| Accueil
Contacts successifs #85

C’était un rendez-vous

Je marche vite, je ne regarde pas devant moi, le rythme de mes pas est irresisitible. Je ne sens pas mon corps, ni le froid, ni l’effort. Mes pieds effleurent à peine le sol, l’impression d’avancer sur un coussin d’air, malgré le courant d’air froid. Je ne vois pas ce que je filme, image par image. Ni les passants que je croise. La plupart ne remarque pas que je suis en train de filmer. La caméra est si petite, à l’intérieur de ma main droite. J’avance sans m’arrêter. Je me projette en avant, avec une cadence soutenue. Je devance l’appel. Je n’ai rien vu pendant tout le trajet, je me souviens juste de la silhouette évasive des piétons, de la lumière qui baisse avec la nuit qui vient, les nuages orangées en arrière-plan de la statue de la République, la lumière électrique d’un feu rouge ensanglant le tronc d’un arbre, la façade étroite d’un immeuble qui se profile aiguisée dans le bleu du ciel, mais dès que je rentre à la maison et que je regarde les images filmées, je m’y retrouve entièrement projeté.

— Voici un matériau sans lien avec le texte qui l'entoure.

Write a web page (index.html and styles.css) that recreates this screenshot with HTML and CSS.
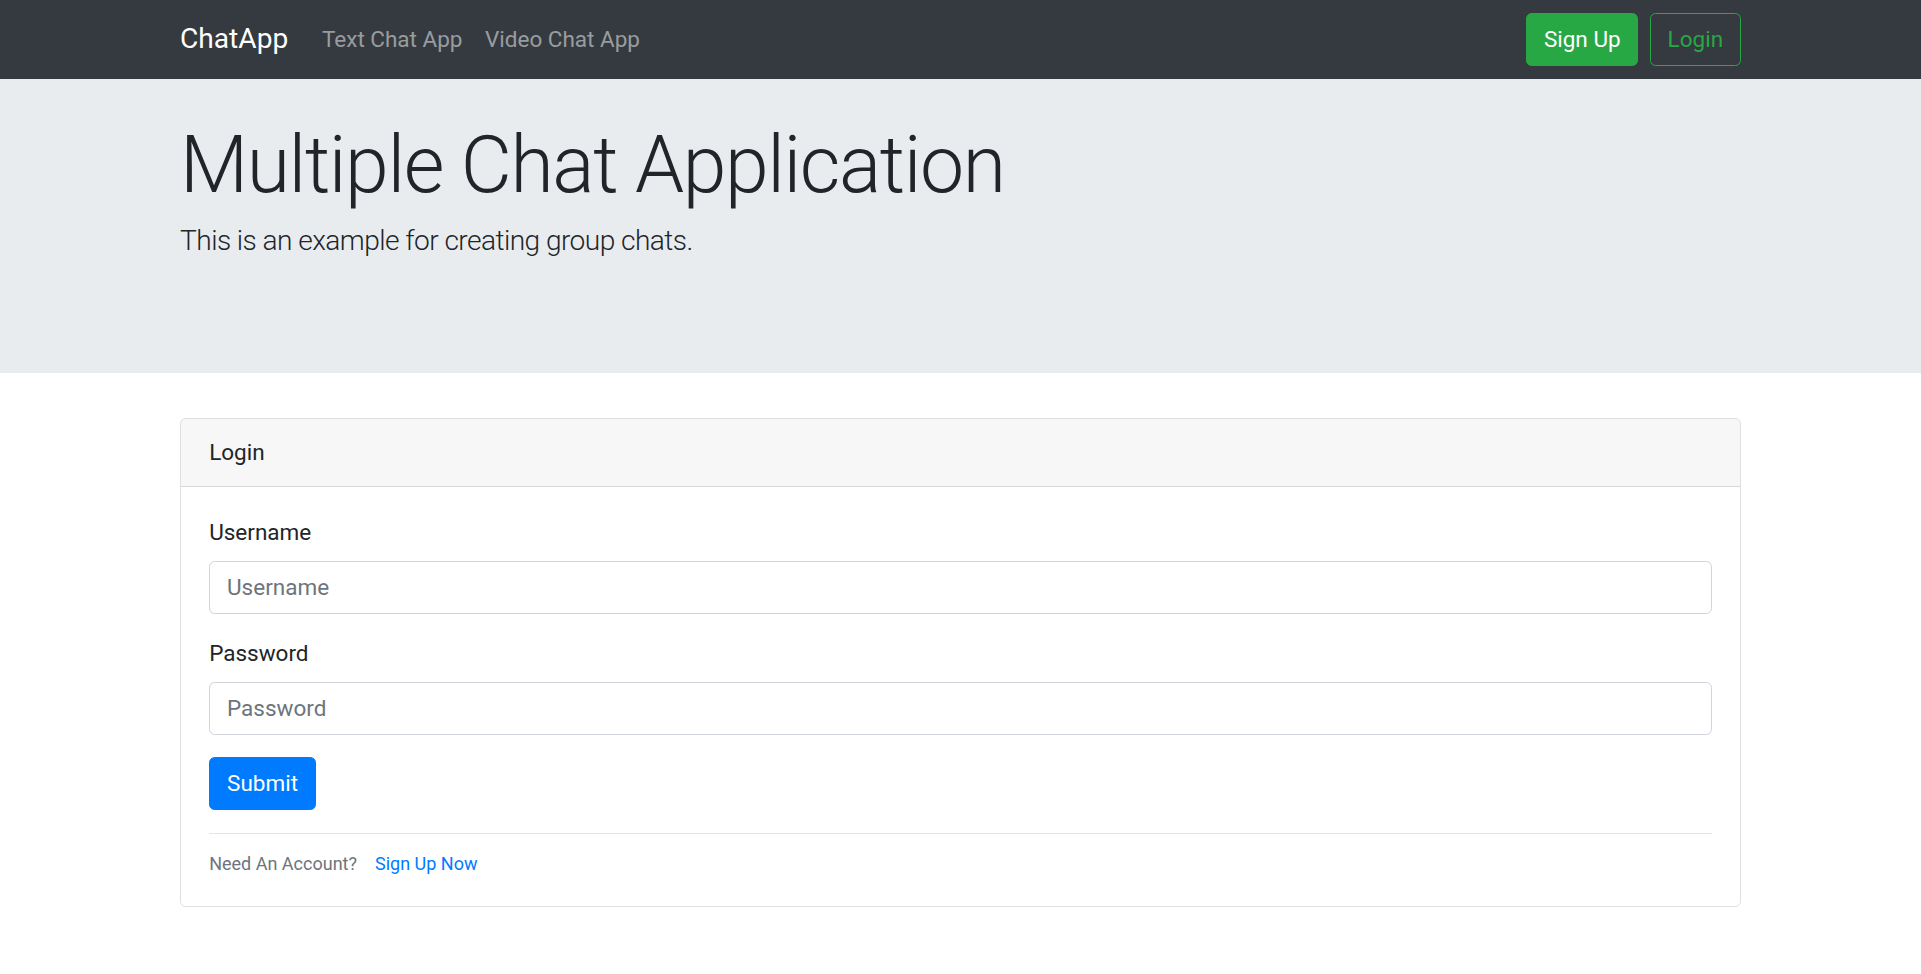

Paris 10ème, 25 janvier 2025

Dans l’espace poreux du rêve

Ils sont entrées tous les deux dans la bibliothèque, du mal à avancer ainsi enlacés. Vêtus de leurs vestes noires, épaisses mais sales, usées aux manches. Ils se sont installés au dernier étage, assis par terre, adossés contre un mur. Une collègue qui les a vu dans cette position inopportune leur a demandé de descendre s’asseoir sur les chaises ou les fauteuils disponibles dans le reste de la bibliothèque. Ils se sont déplacés, non sans mal, titubants. Quelques minutes plus tard, lorsque je suis rentré de ma pause, je les ai retrouvé allongés l’un à côté de l’autre. Ils s’étaient recroquevillés dans un recoin minuscule de l’escalier, un vide au centre de sa structure, enlacés l’un contre l’autre, jambes croisés, ils se souriaient, dans l’insouciance que seuls leur état d’ébriété et les longues semaines hivernales passées dans la rue, peuvent expliquer. En les voyant, légèrement au-dessus d’eux, en plongée, j’ai pensé que ce vide dans le bâtiment trouvait enfin un usage imprévu. Je me suis vite ravisé. Avec mes collègues nous leur avons demandé de sortir de cette cachette. Ils n’ont pas apprécié notre suggestion. Ils sont sortis en insultant mes collègues au passage. Curieusement, je garde d’eux leur sourire édenté, les yeux brillants, dans leur complicité avinée. Il y a des rêves où l’on se retrouve dans de telles situations. Le corps cherche sa place et se niche dans les endroits les plus saugrenus, inhabituels. Le plus étonnant c’est qu’on s’y sent bien rêve dans ces endroits. Mais ici, leur vie est à l’envers, un cauchemar.

Ce n’est pas un hasard

Ma voix, je ne reconnais plus ma voix. Ce que j’aimais dans ma voix, grave et cheleureuse, lorsque je lisais à voix haute, lorsque j’enregistrais des textes. Celle que les autres aimaient écouter, complimentant la voix avant même le texte lu, se trouve altérée. Quand j’écoute un enregistrement de ma voix, ce que j’entends ne correspond pas à ce que j’attends. Quelque chose a changé. Aujourd’hui ce n’est plus la même vibration, j’y décèle un léger voile éraillé, un grain, une usure qu’il n’y avait pas avant. Un souffle, un écho qui n’existait pas avant. C’est un peu comme si un autre parlait à ma place. C’est moi qui parle, ma bouche s’ouvre, j’articule des mots, mais ceux qui sortent, ceux que j’entends ont une tessiture différente. Je n’arrive pas à comprendre ce qui a changé. Au début, j’ai pensé que c’était la fin d’un rhume, peut-être une fatigue passagère. Je ne contrôle plus ma voix. Elle me devance, elle se détache, elle se déploie comme elle l’entend. Je me demande comment je réagirais si demain, en parlant, je me mettais subitement à entendre la voix d’un autre à la place de la mienne. Est-ce que ce serait différent si elle disait autre chose que ce que je veux dire ?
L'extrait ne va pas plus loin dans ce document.